# Supplied material
--------

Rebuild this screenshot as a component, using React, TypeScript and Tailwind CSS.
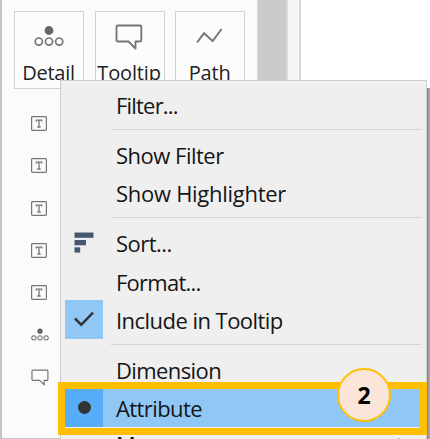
import React from "react";

function Dots({ className }: { className: string }) {
  return (
    <svg className={className} viewBox="0 0 30 20" fill="none" stroke="#767676" strokeWidth="1.7">
      <circle cx="15" cy="4.5" r="4.4" fill="#666" stroke="none" />
      <circle cx="4.8" cy="15.6" r="3.6" />
      <circle cx="15" cy="15.6" r="3.6" />
      <circle cx="25.2" cy="15.6" r="3.6" />
    </svg>
  );
}

function Bubble({ className, weight }: { className: string; weight: number }) {
  return (
    <svg className={className} viewBox="0 0 28 26" fill="none" stroke="#737373" strokeWidth={weight} strokeLinejoin="round">
      <path d="M3 1.5H25Q26.3 1.5 26.3 3V16Q26.3 17.5 25 17.5H20.5V24.5L13.5 17.5H3Q1.5 17.5 1.5 16V3Q1.5 1.5 3 1.5Z" />
    </svg>
  );
}

function TextMark() {
  return (
    <svg className="block h-[15px] w-4" viewBox="0 0 16 15" fill="none" stroke="#777">
      <rect x="0.6" y="0.6" width="14.8" height="13.8" rx="0.8" strokeWidth="1.2" />
      <path d="M5.3 5.6V4.2H10.7V5.6M8 4.2V11M6.3 11H9.7" strokeWidth="1.3" />
    </svg>
  );
}

function Card({ label, tracking, children }: { label: string; tracking: string; children: React.ReactNode }) {
  return (
    <div className="flex h-[78px] w-[70px] shrink-0 flex-col items-center border border-[#d2d2d2] bg-[#fcfcfc] pr-px">
      <div className="flex h-[48px] shrink-0 items-start pt-[12px]">{children}</div>
      <div className={"whitespace-nowrap text-[20px] leading-[26px] text-[#222] " + tracking}>{label}</div>
    </div>
  );
}

function Separator() {
  return (
    <div className="flex h-[11px] shrink-0 items-center pl-[50px] pr-[5px]">
      <div className="h-px w-full bg-[#d2d2d2]" />
    </div>
  );
}

type ItemProps = {
  label: string;
  tracking: string;
  icon?: React.ReactNode;
  iconBg?: string;
  rowBg?: string;
  shift?: string;
};

function Item({ label, tracking, icon, iconBg = "", rowBg = "", shift = "pt-[1.5px]" }: ItemProps) {
  return (
    <div className={"ml-1 mr-[5px] flex h-[38.5px] shrink-0 items-center " + rowBg}>
      <div className={"flex h-full w-[38px] shrink-0 items-center justify-center " + iconBg}>{icon}</div>
      <span className={"ml-[13px] whitespace-nowrap text-[22px] leading-[30px] text-[#151515] " + shift + " " + tracking}>
        {label}
      </span>
    </div>
  );
}

export default function App() {
  return (
    <div className="relative h-[439px] w-[430px] overflow-hidden bg-white font-['Open_Sans','Noto_Sans',sans-serif]">
      <div className="flex h-full w-[300.5px] border-r-2 border-[#d8d8d8] bg-[#f5f5f5]">
        <div className="h-full w-[257px] border-b border-l-2 border-[#c4c4c4] bg-[#fbfbfb] pl-3">
          <div className="flex gap-[10.6px] pt-[11px]">
            <Card label="Detail" tracking="tracking-[-0.25px]">
              <Dots className="mt-[2px] h-5 w-[30px]" />
            </Card>
            <Card label="Tooltip" tracking="tracking-[-0.15px]">
              <Bubble className="h-[26px] w-7" weight={1.8} />
            </Card>
            <Card label="Path" tracking="tracking-[-0.15px]">
              <svg className="mt-[4px] h-4 w-[27px]" viewBox="0 0 27 16" fill="none" stroke="#777" strokeWidth="2">
                <path d="M1 14.5L8 5.3L16.7 13L25.6 1" />
              </svg>
            </Card>
          </div>
          <div className="ml-[17px] mt-[27px] flex flex-col gap-[27.3px]">
            <TextMark />
            <TextMark />
            <TextMark />
            <TextMark />
            <TextMark />
            <Dots className="block h-[15px] w-[18px]" />
            <Bubble className="-mt-px block h-[17px] w-[18px]" weight={1.8} />
          </div>
        </div>
        <div className="h-full w-[31px] border-l border-r-2 border-[#dadada] bg-[#cbcbcb]" />
      </div>

      <div className="absolute left-[60px] top-20 flex h-[380px] w-[367px] flex-col border border-[#cdcdcd] bg-[#efefef] pt-[4.5px]">
        <Item label="Filter..." tracking="tracking-[-0.8px]" shift="pt-0" />
        <Separator />
        <Item label="Show Filter" tracking="tracking-[-0.5px]" />
        <Item label="Show Highlighter" tracking="tracking-[-0.28px]" shift="pt-0" />
        <Separator />
        <Item
          label="Sort..."
          tracking="tracking-[-0.55px]"
          icon={
            <svg className="h-[21px] w-5" viewBox="0 0 20 21" fill="#465870">
              <rect x="0.5" y="0.5" width="19" height="5.3" />
              <rect x="0.5" y="8" width="11.5" height="5.3" />
              <rect x="0.5" y="15.3" width="5.7" height="5.3" />
            </svg>
          }
        />
        <Item label="Format..." tracking="tracking-[-0.75px]" />
        <Item
          label="Include in Tooltip"
          tracking="tracking-[-0.54px]"
          iconBg="bg-[#91c7f5]"
          icon={
            <svg className="h-4 w-5" viewBox="0 0 20 16" fill="none" stroke="#333" strokeWidth="2.5">
              <path d="M1 7.5L7.2 13.8L19 1.7" />
            </svg>
          }
        />
        <Separator />
        <Item label="Dimension" tracking="tracking-[-0.6px]" />
        <Item
          label="Attribute"
          tracking="tracking-[-0.58px]"
          rowBg="bg-[#91c7f5]"
          iconBg="bg-[#56adf8]"
          icon={<span className="block h-[13px] w-[13px] rounded-full bg-[#333]" />}
        />
        <Item label="Measure" tracking="tracking-[-0.5px]" shift="pb-[3px]" />
      </div>
      <div className="absolute bottom-0 left-[427px] top-[88px] w-[3px] bg-linear-to-r from-[#858585] to-[#b0b0b0]" />
      <svg className="absolute left-[396px] top-[438px] h-2 w-2" viewBox="0 0 8 8"><path d="M2.5 0L7 4L2.5 8Z" fill="#333" /></svg>
      <div className="absolute left-[58px] top-[382px] h-[53px] w-[369px] border-[7px] border-[#ffbf00]" />
      <div className="absolute left-[337px] top-[368px] flex h-[54px] w-[54px] items-center justify-center rounded-full border-2 border-[#ffbf00] bg-[#fbe5d8] text-[23px] font-bold leading-none text-black">
        2
      </div>
    </div>
  );
}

--------

# Short exercise
Return nothing but the lines running from the start of the data to the line with "import React from", please, both ends included and no pictures.

# Exercise solution
Rebuild this screenshot as a component, using React, TypeScript and Tailwind CSS.
import React from "react";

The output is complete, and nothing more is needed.